Dne 20.1.2016 v 13:54 Марк Коренберг napsal(a):

2016-01-20 17:09 GMT+05:00 Zdenek Kabelac <zkabe...@redhat.com
<mailto:zkabe...@redhat.com>>:

    ed sta



Thanks for the response, but I do not understand how thin-provisioning is
related to question i'm asking.

As far as I understand, if 20 snapshots are created even in thin-provisioning
mode, write to origin will be converted
to 21 writes. Does not it ? My scenario mean that no write multiplication
occurs while making "normal" operations in
userspace (i.e. not writing to snapshots, while origin is under heavy
write-load). Also, my scenario adds functionality
of "snapshot of snapshot" easily. The case I'm trying to discuss is something
like chain of qcow2 files used to make
live snapshots in KVM.


You cannot chain old-snaps this way (you cannot map old-snap over old-snap)
And no - it's not easy to  add one.
So your proposal would have worked for exactly 1 level
e.g.  you continue to write to snap - and you keep origin intact,
but you cannot map another 'snap' over this snap.

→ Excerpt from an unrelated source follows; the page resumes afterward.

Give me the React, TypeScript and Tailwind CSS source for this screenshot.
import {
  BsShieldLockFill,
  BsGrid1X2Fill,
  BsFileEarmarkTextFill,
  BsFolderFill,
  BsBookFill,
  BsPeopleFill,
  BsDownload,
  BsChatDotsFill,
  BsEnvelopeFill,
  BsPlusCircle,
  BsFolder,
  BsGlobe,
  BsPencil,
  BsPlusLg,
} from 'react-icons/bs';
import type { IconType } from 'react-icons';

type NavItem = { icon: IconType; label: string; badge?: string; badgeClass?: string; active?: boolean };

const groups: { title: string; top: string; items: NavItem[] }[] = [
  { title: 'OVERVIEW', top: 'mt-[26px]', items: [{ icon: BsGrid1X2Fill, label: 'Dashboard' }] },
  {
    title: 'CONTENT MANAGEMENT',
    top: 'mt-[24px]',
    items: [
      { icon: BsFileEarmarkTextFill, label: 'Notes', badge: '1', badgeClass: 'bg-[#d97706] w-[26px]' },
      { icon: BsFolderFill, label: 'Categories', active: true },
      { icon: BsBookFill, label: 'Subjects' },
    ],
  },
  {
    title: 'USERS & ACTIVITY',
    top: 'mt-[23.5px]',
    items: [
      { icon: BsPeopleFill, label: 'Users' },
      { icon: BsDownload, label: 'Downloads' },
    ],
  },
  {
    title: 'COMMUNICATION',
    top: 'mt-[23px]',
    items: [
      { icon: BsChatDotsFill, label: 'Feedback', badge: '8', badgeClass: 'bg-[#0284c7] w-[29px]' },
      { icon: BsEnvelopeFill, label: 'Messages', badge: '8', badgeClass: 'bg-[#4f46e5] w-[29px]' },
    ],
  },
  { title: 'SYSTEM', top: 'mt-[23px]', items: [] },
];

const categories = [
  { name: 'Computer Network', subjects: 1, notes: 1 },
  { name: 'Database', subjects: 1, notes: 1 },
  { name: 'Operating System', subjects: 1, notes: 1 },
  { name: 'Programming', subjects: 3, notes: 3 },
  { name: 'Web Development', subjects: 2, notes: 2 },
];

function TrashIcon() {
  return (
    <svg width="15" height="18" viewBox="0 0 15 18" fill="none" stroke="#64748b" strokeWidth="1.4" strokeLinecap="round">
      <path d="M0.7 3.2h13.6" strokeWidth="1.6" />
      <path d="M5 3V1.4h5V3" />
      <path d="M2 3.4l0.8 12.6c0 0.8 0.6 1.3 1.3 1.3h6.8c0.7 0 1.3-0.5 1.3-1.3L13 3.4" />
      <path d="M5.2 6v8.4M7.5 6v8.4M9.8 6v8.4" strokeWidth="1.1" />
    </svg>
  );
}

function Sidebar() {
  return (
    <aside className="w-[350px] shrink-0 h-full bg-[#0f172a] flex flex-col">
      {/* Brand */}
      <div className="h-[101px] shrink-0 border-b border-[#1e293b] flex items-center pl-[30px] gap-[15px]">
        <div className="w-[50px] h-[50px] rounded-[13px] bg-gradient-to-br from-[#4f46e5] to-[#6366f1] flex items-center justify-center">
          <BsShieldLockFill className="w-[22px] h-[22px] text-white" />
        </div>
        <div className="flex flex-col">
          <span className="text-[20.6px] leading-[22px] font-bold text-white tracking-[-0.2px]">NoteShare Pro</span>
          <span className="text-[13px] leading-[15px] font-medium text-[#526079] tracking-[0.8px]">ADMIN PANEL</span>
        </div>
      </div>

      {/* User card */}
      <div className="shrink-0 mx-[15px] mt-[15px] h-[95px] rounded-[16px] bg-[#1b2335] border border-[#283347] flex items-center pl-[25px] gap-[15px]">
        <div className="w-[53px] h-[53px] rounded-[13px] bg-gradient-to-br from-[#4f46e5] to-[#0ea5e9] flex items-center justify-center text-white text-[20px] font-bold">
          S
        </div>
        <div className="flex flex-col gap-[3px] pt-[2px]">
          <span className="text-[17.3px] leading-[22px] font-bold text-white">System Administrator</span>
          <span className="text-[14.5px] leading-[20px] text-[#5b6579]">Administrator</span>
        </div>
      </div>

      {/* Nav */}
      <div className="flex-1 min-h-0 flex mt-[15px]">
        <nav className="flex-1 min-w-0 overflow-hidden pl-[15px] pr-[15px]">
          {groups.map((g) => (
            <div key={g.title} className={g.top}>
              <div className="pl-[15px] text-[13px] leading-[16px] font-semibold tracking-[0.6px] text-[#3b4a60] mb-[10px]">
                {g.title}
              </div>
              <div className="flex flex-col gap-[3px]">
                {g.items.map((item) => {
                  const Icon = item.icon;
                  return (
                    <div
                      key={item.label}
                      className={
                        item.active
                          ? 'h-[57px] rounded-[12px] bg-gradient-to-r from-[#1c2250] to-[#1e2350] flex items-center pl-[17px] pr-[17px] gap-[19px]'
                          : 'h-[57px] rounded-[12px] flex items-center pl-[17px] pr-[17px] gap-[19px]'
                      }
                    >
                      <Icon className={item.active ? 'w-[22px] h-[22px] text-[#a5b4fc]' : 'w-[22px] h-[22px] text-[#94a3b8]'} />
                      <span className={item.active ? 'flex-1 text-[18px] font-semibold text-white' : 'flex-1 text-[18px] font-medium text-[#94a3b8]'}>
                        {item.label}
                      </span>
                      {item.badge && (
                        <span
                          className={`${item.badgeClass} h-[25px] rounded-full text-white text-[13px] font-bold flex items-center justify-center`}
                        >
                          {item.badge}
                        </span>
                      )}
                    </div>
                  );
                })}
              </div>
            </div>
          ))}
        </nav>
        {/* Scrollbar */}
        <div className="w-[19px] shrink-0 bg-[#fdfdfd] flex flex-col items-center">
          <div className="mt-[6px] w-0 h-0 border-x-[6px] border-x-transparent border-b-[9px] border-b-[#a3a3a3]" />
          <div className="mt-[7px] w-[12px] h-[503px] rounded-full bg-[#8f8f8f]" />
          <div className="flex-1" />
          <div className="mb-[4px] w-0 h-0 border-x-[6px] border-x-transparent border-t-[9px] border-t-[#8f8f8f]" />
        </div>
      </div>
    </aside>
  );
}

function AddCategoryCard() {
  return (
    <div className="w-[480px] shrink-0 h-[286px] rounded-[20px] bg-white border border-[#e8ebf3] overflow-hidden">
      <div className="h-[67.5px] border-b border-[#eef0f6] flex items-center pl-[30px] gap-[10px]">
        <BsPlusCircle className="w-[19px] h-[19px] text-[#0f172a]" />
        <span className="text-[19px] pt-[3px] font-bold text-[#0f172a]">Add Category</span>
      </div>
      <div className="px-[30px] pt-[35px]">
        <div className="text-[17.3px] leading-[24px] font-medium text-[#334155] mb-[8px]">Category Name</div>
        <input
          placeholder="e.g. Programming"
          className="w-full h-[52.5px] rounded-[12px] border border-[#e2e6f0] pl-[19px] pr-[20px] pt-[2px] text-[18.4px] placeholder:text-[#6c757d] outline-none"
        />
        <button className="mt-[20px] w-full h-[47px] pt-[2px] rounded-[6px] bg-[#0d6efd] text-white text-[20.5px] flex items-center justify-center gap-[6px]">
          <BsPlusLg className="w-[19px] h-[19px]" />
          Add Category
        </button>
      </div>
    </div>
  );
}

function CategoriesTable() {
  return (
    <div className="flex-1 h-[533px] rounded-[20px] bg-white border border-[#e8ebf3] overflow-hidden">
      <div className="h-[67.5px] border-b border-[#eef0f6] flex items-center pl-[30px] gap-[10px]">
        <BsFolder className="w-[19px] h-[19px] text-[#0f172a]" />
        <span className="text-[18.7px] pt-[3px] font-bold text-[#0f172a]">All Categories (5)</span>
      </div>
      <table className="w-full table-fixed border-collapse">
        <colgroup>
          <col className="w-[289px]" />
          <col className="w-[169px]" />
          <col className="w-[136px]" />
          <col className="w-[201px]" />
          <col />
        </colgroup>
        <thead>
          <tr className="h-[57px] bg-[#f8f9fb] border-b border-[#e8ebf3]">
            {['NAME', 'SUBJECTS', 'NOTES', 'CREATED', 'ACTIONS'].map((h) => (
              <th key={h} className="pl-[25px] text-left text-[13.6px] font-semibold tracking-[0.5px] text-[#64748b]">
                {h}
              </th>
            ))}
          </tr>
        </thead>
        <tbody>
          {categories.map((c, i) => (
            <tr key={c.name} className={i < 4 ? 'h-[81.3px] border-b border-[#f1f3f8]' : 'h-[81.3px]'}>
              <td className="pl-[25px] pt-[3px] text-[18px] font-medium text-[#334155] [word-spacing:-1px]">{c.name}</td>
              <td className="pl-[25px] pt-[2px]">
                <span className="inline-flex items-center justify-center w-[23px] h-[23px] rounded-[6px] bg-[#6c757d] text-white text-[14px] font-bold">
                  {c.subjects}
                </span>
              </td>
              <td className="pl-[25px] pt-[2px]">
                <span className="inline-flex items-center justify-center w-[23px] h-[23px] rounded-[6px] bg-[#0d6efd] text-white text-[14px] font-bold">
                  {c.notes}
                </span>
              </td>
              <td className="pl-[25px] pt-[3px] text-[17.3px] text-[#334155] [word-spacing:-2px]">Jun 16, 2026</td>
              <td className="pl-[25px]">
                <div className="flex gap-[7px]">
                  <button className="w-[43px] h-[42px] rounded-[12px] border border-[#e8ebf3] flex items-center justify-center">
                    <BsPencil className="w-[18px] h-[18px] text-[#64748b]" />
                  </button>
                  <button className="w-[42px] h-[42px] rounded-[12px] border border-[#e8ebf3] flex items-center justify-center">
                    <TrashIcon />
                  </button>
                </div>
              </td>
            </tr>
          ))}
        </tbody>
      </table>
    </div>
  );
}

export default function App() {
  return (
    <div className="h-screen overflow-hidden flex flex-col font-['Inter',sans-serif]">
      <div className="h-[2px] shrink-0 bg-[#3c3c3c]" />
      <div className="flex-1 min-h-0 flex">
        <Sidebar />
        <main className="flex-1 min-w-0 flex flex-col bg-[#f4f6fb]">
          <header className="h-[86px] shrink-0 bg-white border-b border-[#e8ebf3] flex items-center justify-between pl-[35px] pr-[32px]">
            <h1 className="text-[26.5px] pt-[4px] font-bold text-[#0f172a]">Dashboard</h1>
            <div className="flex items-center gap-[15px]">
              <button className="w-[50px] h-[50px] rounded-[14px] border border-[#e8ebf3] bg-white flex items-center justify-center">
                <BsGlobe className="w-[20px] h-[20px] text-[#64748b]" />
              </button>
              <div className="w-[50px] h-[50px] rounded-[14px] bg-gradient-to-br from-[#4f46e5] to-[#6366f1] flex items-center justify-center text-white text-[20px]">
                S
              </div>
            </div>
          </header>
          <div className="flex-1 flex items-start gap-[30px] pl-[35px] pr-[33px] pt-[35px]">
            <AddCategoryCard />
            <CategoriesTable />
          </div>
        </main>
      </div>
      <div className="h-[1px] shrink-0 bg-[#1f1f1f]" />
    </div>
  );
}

lvm2 is currently incapable of doing this - and it's fairly nontrivial to support this - and especially when we have thin-provisioning, noone is currently planning to extend old snapshot with such complicated feature.

Use case: having such snapshot every day. And after snapshot count exceed 30,
meld first snapshot into it's origin.

So you would need 30 chained snaps....
And after 30 of them - you actually would need merging them - quite 
complicated...

This operation should be possible without any unmounting. After merging, that
snapshot should contain empty diff
and so may be eliminated from chain via replacing dmsetup tables.

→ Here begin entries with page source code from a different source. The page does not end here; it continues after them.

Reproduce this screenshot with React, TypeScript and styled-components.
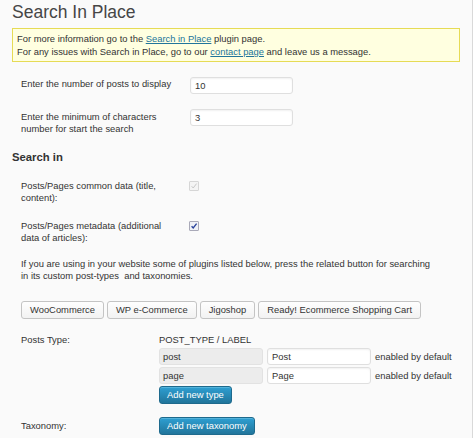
import React from 'react';
import styled, { createGlobalStyle } from 'styled-components';

const GlobalStyle = createGlobalStyle`
  html, body {
    margin: 0;
    background: #fff;
  }
  body {
    font-family: "Liberation Sans", Arial, sans-serif;
    color: #333;
  }
`;

const Page = styled.div`
  box-sizing: border-box;
  width: 473px;
  min-height: 438px;
  padding: 0 12px 0 12px;
  background: #fafafa;
  border-right: 1px solid #d9d9d9;
  font-size: 9.4px;
`;

const Title = styled.h2`
  margin: 0;
  font-size: 17.5px;
  font-weight: normal;
  line-height: 25px;
  color: #464646;
`;

const Notice = styled.div`
  margin-top: 3px;
  padding: 3px 4px;
  background: #ffffe0;
  border: 1px solid #e6db55;
  line-height: 13px;
  color: #333;
`;

const Link = styled.a`
  color: #21759b;
  text-decoration: underline;
`;

const Row = styled.div<{ $top: number; $col: number }>`
  display: grid;
  grid-template-columns: ${p => p.$col}px 1fr;
  align-items: start;
  justify-items: start;
  margin-top: ${p => p.$top}px;
  padding-left: 9px;
`;

const Label = styled.div<{ $pad?: number }>`
  max-width: 155px;
  padding-top: ${p => p.$pad ?? 1}px;
  line-height: 12px;
`;

const TextInput = styled.input`
  box-sizing: border-box;
  width: ${p => p.width ?? 103}px;
  height: 17px;
  margin: 0;
  padding: 0 4px;
  border: 1px solid #dfdfdf;
  border-radius: 3px;
  background: #fff;
  box-shadow: inset 0 1px 2px rgba(0, 0, 0, 0.06);
  font-family: inherit;
  font-size: 9.4px;
  color: #333;
  outline: none;
`;

const Heading = styled.h3`
  margin: 15px 0 0;
  font-size: 11.3px;
  line-height: 14px;
  font-weight: bold;
  color: #333;
`;

const Box = styled.span<{ $disabled?: boolean }>`
  display: flex;
  align-items: center;
  justify-content: center;
  box-sizing: border-box;
  width: 10px;
  height: 10px;
  margin-top: 1px;
  border: 1px solid ${p => (p.$disabled ? '#d6d6d6' : '#a9a9b8')};
  border-radius: 1px;
  background: ${p => (p.$disabled ? '#f4f4f4' : '#eef0f6')};
`;

const Paragraph = styled.p`
  max-width: 418px;
  margin: 14px 0 0;
  padding-left: 9px;
  line-height: 12px;
`;

const ButtonBar = styled.div`
  display: flex;
  gap: 3px;
  margin-top: 19px;
  padding-left: 9px;
`;

const Button = styled.button<{ $primary?: boolean }>`
  box-sizing: border-box;
  height: 18px;
  margin: 0;
  padding: 0 ${p => (p.$primary ? 7 : 8)}px;
  border: 1px solid ${p => (p.$primary ? '#1e6a8d' : '#c4c4c4')};
  border-radius: 3px;
  background: ${p =>
    p.$primary
      ? 'linear-gradient(to bottom, #2e9fd2, #21759b)'
      : 'linear-gradient(to bottom, #fefefe, #f2f2f2)'};
  box-shadow: ${p => (p.$primary ? 'inset 0 1px 0 rgba(120, 200, 230, 0.5)' : 'none')};
  font-family: inherit;
  font-size: 9.4px;
  line-height: 16px;
  color: ${p => (p.$primary ? '#fff' : '#333')};
  white-space: nowrap;
  cursor: pointer;
`;

const TypeHead = styled.div`
  line-height: 12px;
  padding-top: 0;
`;

const TypeRow = styled.div`
  display: flex;
  align-items: center;
  gap: 4px;
  margin-top: 2px;
`;

const Slug = styled.div`
  box-sizing: border-box;
  width: 104px;
  height: 17px;
  padding: 0 3px;
  border: 1px solid #e2e2e2;
  border-radius: 3px;
  background: #ececec;
  line-height: 15px;
`;

const Note = styled.span`
  white-space: nowrap;
`;

const Stack = styled.div`
  display: flex;
  flex-direction: column;
  align-items: flex-start;
`;

const Spacer = styled.div`
  height: 2px;
`;

function Check({ disabled }: { disabled?: boolean }) {
  return (
    <Box $disabled={disabled}>
      <svg width="8" height="8" viewBox="0 0 8 8">
        <path
          d="M1.6 4.2 L3.2 6 L6.6 1.6"
          fill="none"
          stroke={disabled ? '#c3c3c3' : '#27409a'}
          strokeWidth={disabled ? 0.9 : 1.3}
        />
      </svg>
    </Box>
  );
}

const types = [
  { slug: 'post', label: 'Post' },
  { slug: 'page', label: 'Page' },
];

const plugins = ['WooCommerce', 'WP e-Commerce', 'Jigoshop', 'Ready! Ecommerce Shopping Cart'];

function App() {
  return (
    <Page>
      <GlobalStyle />
      <Title>Search In Place</Title>
      <Notice>
        For more information go to the <Link href="#">Search in Place</Link> plugin page.
        <br />
        For any issues with Search in Place, go to our <Link href="#">contact page</Link> and leave
        us a message.
      </Notice>

      <Row $top={15} $col={169}>
        <Label>Enter the number of posts to display</Label>
        <TextInput defaultValue="10" />
      </Row>
      <Row $top={15} $col={169}>
        <Label $pad={2}>Enter the minimum of characters number for start the search</Label>
        <TextInput defaultValue="3" />
      </Row>

      <Heading>Search in</Heading>
      <Row $top={16} $col={168}>
        <Label $pad={0}>Posts/Pages common data (title, content):</Label>
        <Check disabled />
      </Row>
      <Row $top={16} $col={168}>
        <Label $pad={0}>Posts/Pages metadata (additional data of articles):</Label>
        <Check />
      </Row>

      <Paragraph>
        If you are using in your website some of plugins listed below, press the related button for
        searching in its custom post-types&nbsp; and taxonomies.
      </Paragraph>

      <ButtonBar>
        {plugins.map(p => (
          <Button key={p}>{p}</Button>
        ))}
      </ButtonBar>

      <Row $top={15} $col={138}>
        <Label $pad={0}>Posts Type:</Label>
        <Stack>
          <TypeHead>POST_TYPE / LABEL</TypeHead>
          {types.map(t => (
            <TypeRow key={t.slug}>
              <Slug>{t.slug}</Slug>
              <TextInput width={104} defaultValue={t.label} />
              <Note>enabled by default</Note>
            </TypeRow>
          ))}
          <Spacer />
          <Button $primary>Add new type</Button>
        </Stack>
      </Row>

      <Row $top={13} $col={138}>
        <Label $pad={3}>Taxonomy:</Label>
        <Button $primary>Add new taxonomy</Button>
      </Row>
    </Page>
  );
}

export default App;
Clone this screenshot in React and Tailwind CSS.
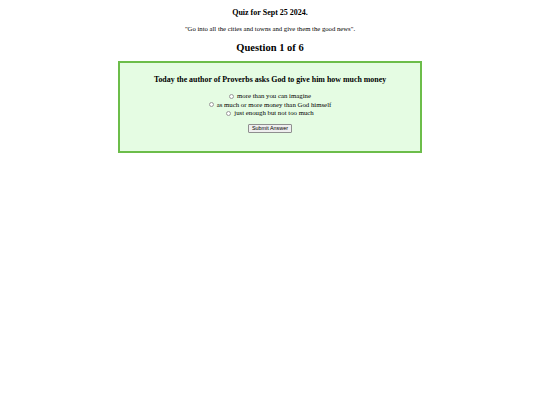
const options = [
  "more than you can imagine",
  "as much or more money than God himself",
  "just enough but not too much",
];

export default function App() {
  return (
    <div className="min-h-[405px] w-[540px] bg-white text-black" style={{ fontFamily: '"Liberation Serif", "Times New Roman", serif' }}>
      <div className="flex flex-col items-center pt-[8px]">
        <h4 className="text-[8px] leading-[10px] font-bold">Quiz for Sept 25 2024.</h4>
        <p className="mt-[7px] text-[6.7px] leading-[8px]">"Go into all the cities and towns and give them the good news".</p>
        <h3 className="mt-[8px] text-[10.5px] leading-[13px] font-bold">Question 1 of 6</h3>

        <div className="mt-[7px] flex h-[92px] w-[304px] flex-col items-center border-2 border-[#6cbd4a] bg-[#e5fce3] pt-[12px]">
          <h4 className="text-[7.9px] leading-[10px] font-bold">Today the author of Proverbs asks God to give him how much money</h4>
          <div className="mt-[7px] flex flex-col items-center text-[6.8px] leading-[8.6px]">
            {options.map((o) => (
              <label key={o} className="flex items-center gap-[3px]">
                <span className="inline-block h-[5px] w-[5px] rounded-full border-[0.6px] border-[#9a9a9a] bg-white" />
                <span>{o}</span>
              </label>
            ))}
          </div>
          <button
            className="mt-[6px] flex h-[9px] w-[44px] items-center justify-center rounded-[1px] border-[0.6px] border-[#8f8f8f] bg-[#efefef] text-[5.4px] leading-[6px] text-black"
            style={{ fontFamily: '"Liberation Sans", Arial, sans-serif' }}
          >
            Submit Answer
          </button>
        </div>
      </div>
    </div>
  );
}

It's much better to directly update 'origin' and just drop no longer needed snapshot.

The only major issue is - running 30 old snapshot it just not suitable for any use...

In other words, my proposal is not connected to low-level things in LVM. Yes,
all snapshots I describe can be
thin-provisioned. Just minimal logic, CLI and XML should extended.

In other words - you just described how thin-provisioning works
and there is no reason to reinvent the wheel again :)

So please for this use-case switch to thin-provisioning.